Here’s the bigger picture, and it’s one that the Republican establishment still doesn’t fully grasp. People are tired of polite losers. We are exhausted by conservatives who go on hostile networks and play defense for 45 minutes. We don’t want ambassadors. We want fighters. We want someone who, when a liberal tries to literally silence them with a hand in their face, says what we’d all say if we were sitting in that chair.
Scott Jennings gets it. He’s been getting it for a while now. While other CNN conservatives try to be the “reasonable Republican” that Anderson Cooper nods approvingly at, Jennings shows up ready to throw elbows. He’s not there to make friends.
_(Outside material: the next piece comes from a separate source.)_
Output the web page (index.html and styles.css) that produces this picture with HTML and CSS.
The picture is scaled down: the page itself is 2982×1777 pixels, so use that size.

He’s not there to get invited to the right cocktail parties. He’s there to say what’s true and to make the other four people at the table deeply uncomfortable about it.
That’s the energy. That’s always been the energy. Trump proved it works. DeSantis proved it works. And now Jennings is proving it works in the belly of the beast — on CNN’s own set, surrounded by their own people, with their own cameras rolling.
So to Scott Jennings: thank you. Thank you for saying the thing. Thank you for not apologizing afterward. Thank you for treating a CNN panel like the gladiator arena it is instead of a garden party. And thank you for reminding every conservative pundit in America that you don’t have to sit there and take it.
And to Adam Mockler: maybe next time, keep your hands to yourself. They teach that one in kindergarten. Even at Meidas Touch, that should be a pretty easy rule to follow.
But I doubt he will. These guys never learn. They keep poking, and then they act shocked when someone pokes back. It’s the liberal pundit cycle: provoke, get destroyed, play victim, repeat. And honestly? As long as they keep running the cycle, and as long as Scott Jennings keeps being the guy who breaks it — we’ll keep making the popcorn.
CNN finally produced must-watch television. All it took was a conservative who refused to be a doormat.